Beetles battle county’s noxious weeds

Milaca – As the Mille Lacs County Board discussed the agricultural management plan for 2017 at its April 4 meeting, talk turned to the use of “biological controls” for noxious weeds, in a word – beetles. While the county has used them for years, it will begin to test how effective they are for weed control in public rights of way.
County Soil and Water Conservation District Administrator Susan Shaw answered the commissioners’ questions and said the proposed plan for 2017 would make the sixth year in a row to use non-chemical means as a primary way to control noxious weeds. Though non-chemical means is what the conservation district would normally recommend, Shaw said the control is proven effective.
Board Chairman Roger Tellinghuisen, a farmer, said he’d once been doubtful about biological weed control but has now changed his mind after learning more about it. The beetles help boost a growing organic farming economy that must cultivate in an all-natural growing environment, and they cost less to use than the other two methods of control, mowing and spraying.
Lynn Gallice, a conservation technician and assistant agricultural inspector for Mille Lacs County, gathers and distributes the beetles as part of her job. She explained that the conservation districts around the state must all help protect their counties against prohibited noxious weeds the state lists under one of three classifications: eradicate, control and restricted.
“The weeds we’re looking to control are on the state of Minnesota’s noxious weeds (control) list,” she said.
Gallice said different beetles, for example the leafy spurge beetle, are used to control different weed species on the list. In Mille Lacs County, those primarily include leafy spurge, spotted knapweed, purple loosestrife and wild parsnip. Others on the control list are common barberry, narrowleaf bittercress, plumeless and Canada thistle and common tansy.
She coordinates with the state’s agriculture department to procure the beetles. Gallice said when they’re thriving in a particular area, people like her in many counties get a notice to come and get them, usually in the spring. She said if possible, she drops what she’s doing to go and collect the insects using a sweep net, which looks like a butterfly net.
The county is increasing its efforts to place leafy spurge flea beetles, and Gallice said last year was the biggest collection yet at about 11,000 beetles. Other biological controls include the spotted knapweed root weevil, loosestrife beetle and spotted knapweed seedhead weevil.
The beetles get placed into a paper cup-like container with a lid, which Gallice said looks like a to-go soup container. She then gives them a ride to their new home and marks where she puts them using GPS technology. If she cannot make it out to a collection site, the beetles can be shipped overnight with a cold pack, which puts them into a kind of deep sleep until they warm up on the way to their new home.

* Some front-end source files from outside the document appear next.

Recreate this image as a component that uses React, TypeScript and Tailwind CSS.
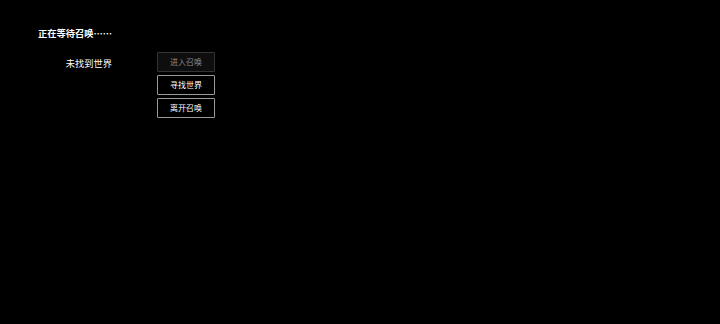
const font = { fontFamily: '"Noto Sans CJK SC", "Noto Sans", sans-serif' }

export default function App() {
  const buttons = [
    { label: '进入召唤', disabled: true },
    { label: '寻找世界', disabled: false },
    { label: '离开召唤', disabled: false },
  ]

  return (
    <div className="w-[720px] h-[324px] bg-black text-white overflow-hidden" style={font}>
      <div className="pl-[38px] pt-[26px]">
        <div className="text-[9.25px] leading-[14px] font-bold">正在等待召唤……</div>
        <div className="flex mt-[12px]">
          <div className="w-[74px] flex justify-end pt-[4px] text-[9.25px] leading-[14px]">未找到世界</div>
          <div className="ml-[45px] flex flex-col gap-[3px]">
            {buttons.map(b => (
              <button
                key={b.label}
                disabled={b.disabled}
                className={`w-[58px] h-[20px] flex items-center justify-center text-[8px] leading-none border rounded-[1px] ${
                  b.disabled
                    ? 'bg-[#0e0e0e] border-[#333333] text-[#8a8a8a]'
                    : 'bg-black border-[#9a9a9a] text-white'
                }`}
              >
                {b.label}
              </button>
            ))}
          </div>
        </div>
      </div>
    </div>
  )
}
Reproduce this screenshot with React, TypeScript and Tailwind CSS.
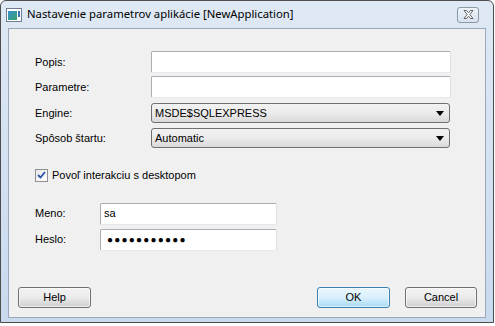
import type { ReactNode } from 'react';

const ui = { fontFamily: '"Liberation Sans", Arial, sans-serif' };
const title = { fontFamily: '"Noto Sans", "Open Sans", sans-serif' };

function TextBox({ value, width, password }: { value?: string; width: string; password?: boolean }) {
    return (
        <div className={`${width} h-[22px] bg-white border border-[#abadb3] border-b-[#e3e9ef] border-r-[#dbdfe6] rounded-[2px] flex items-center px-[3px] text-[11px] text-black`}>
            {password ? <span className="pl-[3px] tracking-[1.2px] text-[10px] leading-none">●●●●●●●●●●●</span> : value}
        </div>
    );
}

function ComboBox({ value }: { value: string }) {
    return (
        <div className="w-[299px] h-[20px] border border-[#707070] rounded-[3px] bg-gradient-to-b from-[#f2f2f2] via-[#ebebeb] to-[#d9d9d9] flex items-center justify-between pl-[3px] pr-[5px] text-[11px] text-black">
            <span>{value}</span>
            <svg width="8" height="5" viewBox="0 0 8 5"><path d="M0 0 H8 L4 5 Z" fill="#000" /></svg>
        </div>
    );
}

function Button({ label, primary }: { label: string; primary?: boolean }) {
    const look = primary
        ? 'border-[#3c7fb1] from-[#eaf6fd] via-[#d9f0fc] to-[#a7d9f5]'
        : 'border-[#707070] from-[#f2f2f2] via-[#ebebeb] to-[#cfcfcf]';
    return (
        <div className={`h-[21px] border rounded-[3px] bg-gradient-to-b ${look} flex items-center justify-center text-[11px] text-black shadow-[inset_0_0_0_1px_rgba(255,255,255,0.6)]`}>
            {label}
        </div>
    );
}

function Row({ label, children }: { label: string; children: ReactNode }) {
    return (
        <div className="flex items-center">
            <div className="w-[116px] text-[11px] text-black">{label}</div>
            {children}
        </div>
    );
}

export default function App() {
    return (
        <div className="w-[495px] h-[326px] bg-white" style={ui}>
            <div className="w-[494px] h-[323px] border border-[#4d4d4d] rounded-t-[6px] bg-gradient-to-b from-[#dfe9f5] to-[#c9d9ee] flex flex-col">
                {/* title bar */}
                <div className="h-[27px] flex items-center px-[5px] shrink-0">
                    <div className="w-[16px] h-[14px] border border-[#6d7d8f] bg-white relative mr-[5px]">
                        <div className="absolute left-[1px] top-[2px] w-[9px] h-[9px] bg-gradient-to-br from-[#3a8fd0] to-[#3aa060]" />
                        <div className="absolute right-[1px] top-[2px] w-[2px] h-[6px] bg-[#3a6fb0]" />
                    </div>
                    <span className="text-[11.3px] text-black" style={title}>Nastavenie parametrov aplikácie [NewApplication]</span>
                    <div className="ml-auto mr-[9px] w-[22px] h-[16px] border border-[#8a98a8] rounded-[3px] bg-gradient-to-b from-[#eef3f9] to-[#d7e2ef] flex items-center justify-center">
                        <svg width="11" height="9" viewBox="0 0 11 9">
                            <path d="M1 0.5 H3.5 L5.5 2.8 L7.5 0.5 H10 L6.8 4.5 L10 8.5 H7.5 L5.5 6.2 L3.5 8.5 H1 L4.2 4.5 Z" fill="#fff" stroke="#555" strokeWidth="0.9" />
                        </svg>
                    </div>
                </div>
                {/* client area */}
                <div className="mx-[7px] mb-[4px] flex-1 bg-[#f0f0f0] border border-[#99a8bb] flex flex-col px-[26px] pt-[22px]">
                    <div className="flex flex-col">
                        <Row label="Popis:"><TextBox width="w-[300px]" /></Row>
                        <div className="mt-[3px]"><Row label="Parametre:"><TextBox width="w-[300px]" /></Row></div>
                        <div className="mt-[5px]"><Row label="Engine:"><ComboBox value="MSDE$SQLEXPRESS" /></Row></div>
                        <div className="mt-[5px]"><Row label="Spôsob štartu:"><ComboBox value="Automatic" /></Row></div>
                    </div>
                    <div className="mt-[19px] flex items-center gap-[4px] text-[11px] text-black">
                        <div className="w-[13px] h-[13px] border border-[#8f8f8f] bg-gradient-to-br from-[#e8e8e8] to-[#ffffff] flex items-center justify-center">
                            <svg width="9" height="8" viewBox="0 0 9 8"><path d="M1 4 L3.5 6.5 L8 1" fill="none" stroke="#2a4fa8" strokeWidth="1.8" /></svg>
                        </div>
                        <span>Povoľ interakciu s desktopom</span>
                    </div>
                    <div className="mt-[19px] flex flex-col gap-[4px]">
                        <div className="flex items-center">
                            <div className="w-[65px] text-[11px] text-black">Meno:</div>
                            <TextBox width="w-[177px]" value="sa" />
                        </div>
                        <div className="flex items-center">
                            <div className="w-[65px] text-[11px] text-black">Heslo:</div>
                            <TextBox width="w-[177px]" password />
                        </div>
                    </div>
                    <div className="mt-auto mb-[9px] -ml-[17px] -mr-[18px] flex items-center">
                        <div className="w-[73px]"><Button label="Help" /></div>
                        <div className="ml-auto w-[73px]"><Button label="OK" primary /></div>
                        <div className="ml-[15px] w-[72px]"><Button label="Cancel" /></div>
                    </div>
                </div>
            </div>
        </div>
    );
}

“They don’t wipe it out, but they control it,” she said about the bugs’ effect on weeds.
For example, the beetles would significantly thin out a thick patch of leafy spurge and effectively keep it from spreading. Shaw and Gallice said biological controls were put into place years ago to control purple loosestrife have been “very effective;” Shaw said it’s not even a weed they’re worried about controlling anymore.
Gallice confirms that noxious weeds can be a problem when they mix into people’s crop fields, especially hay. Wild parsnip has been known to cause health problems; when its juice gets on human skin and then sunlight touches that spot, the skin burns and blisters.
The placement of beetles is a weed control method available to everyone, Gallice said, but they cannot be used in places where private owners or public entities spray for noxious weeds. Gallice said the conservation district is glad to work with landowners and townships on the procurement and placement of biological weed controls.
Another benefit of the beetles are that they’re easy, Gallice said. “All people have to do is leave them alone.”
While some beetle species are not native to the area, Shaw said the methods of research and analysis have improved tremendously over the years so as to prevent any unforeseen and unwanted environmental impacts.
Shaw and Gallice emphasized that natural, sustainable controls are important to people. They want to keep chemicals out of ground and surface water. It remains to be seen how effective beetles will be in the public rights of way, which are typically smaller patches of weeds and a sometimes a difficult environment in which to survive.